We all want to know how to avoid sending passive aggressive emails, hit the right tone over text messages and do we really need all those exclamations marks? (That’s a personal one for me as our Recruitment Coordinator loves them a lot!)
There have been many times where I’ve asked a candidate why they are leaving and there’s been countless times where it’s started with miscommunication via email that has escalated. Experience has taught me that taking a moment to think about the other person reading your messages is vital to building strong communication and trust.
I have a business friend and we enjoy bouncing ideas or just having quick catch-ups on how our week has been but, we can chat a little too long at times (a recruiter that can talk, no way you say!). We have an unwritten rule where we text each other first “Can I call you, not urgent”, Need to run something past you, are you free?” It’s a level of respect for each other’s time.
Quick and easy ways to avoid digital miscommunication and stay connected:
- Emojis – We know to use these to express tone, meaning and emotional cues. Remember to proceed with caution – especially if you don’t know the other person well, it can undermine your professionalism. Our rule of thumb – 1 common emoji per email or message.
- Typos – Do you want the reader to feel uncared for? Of course not. Implement this step now – STOP – REREAD – SEND. Typos aren’t the end of the world but it can be seen as not taking the time for that person. We recommend – look away from the screen, come back and review. For really important messages or sales pitches read it out loud, sometimes the eyes will deceive you.
- Emotional Cues – Alongside proof reading is making sure your message is clear and not sending unintended emotional cues. We like to use lists with a heading that leads the reader through. One -line emails or Instant Messages can easily be perceived as passive aggressive. Take into account the reader’s perspective.
- Video – Use video conference as much as possible, especially in the early stages of working with someone – get to know each other and build trust. Seeing each other’s facial expressions and conversation cues will allow you to read better between the lines and interpret their emails. Ultimately, it allows you to develop a genuine relationship.

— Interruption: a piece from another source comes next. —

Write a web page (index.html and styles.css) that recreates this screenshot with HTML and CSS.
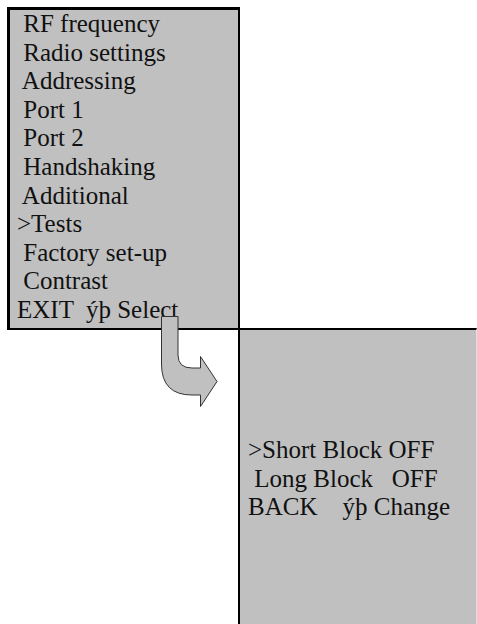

- Urgency – Always communicate a level of urgency, especially on instant message platforms. Always ask, ‘is this a good time?’ before sending a request that will take time. Be specific with time frames – “I need some help with X by X, is this possible?” Respect the DND mode when it’s on, use another form of communication if it’s urgent.
- Negotiation – Avoid emails when you need a ‘yes’, most people see email as non-urgent. If you are entering into a negotiation, verbal communication is always best.
- Off hours – Don’t and we repeat, don’t send emails or instant messages out of hours if it’s not urgent and you can email or respond later. If you are working unusual hours caption your email with “I’m working flexible hours, I do not expect you to respond to this immediately” If you can use the scheduling tool.
Most miscommunication happens when we don’t read the verbal cues properly; this includes tone of voice, body language and facial expressions – all of these give us valuable emotional context.
In the digital and remote working world this is heightened. We hope these tips ensure you are as productive and connected as ever.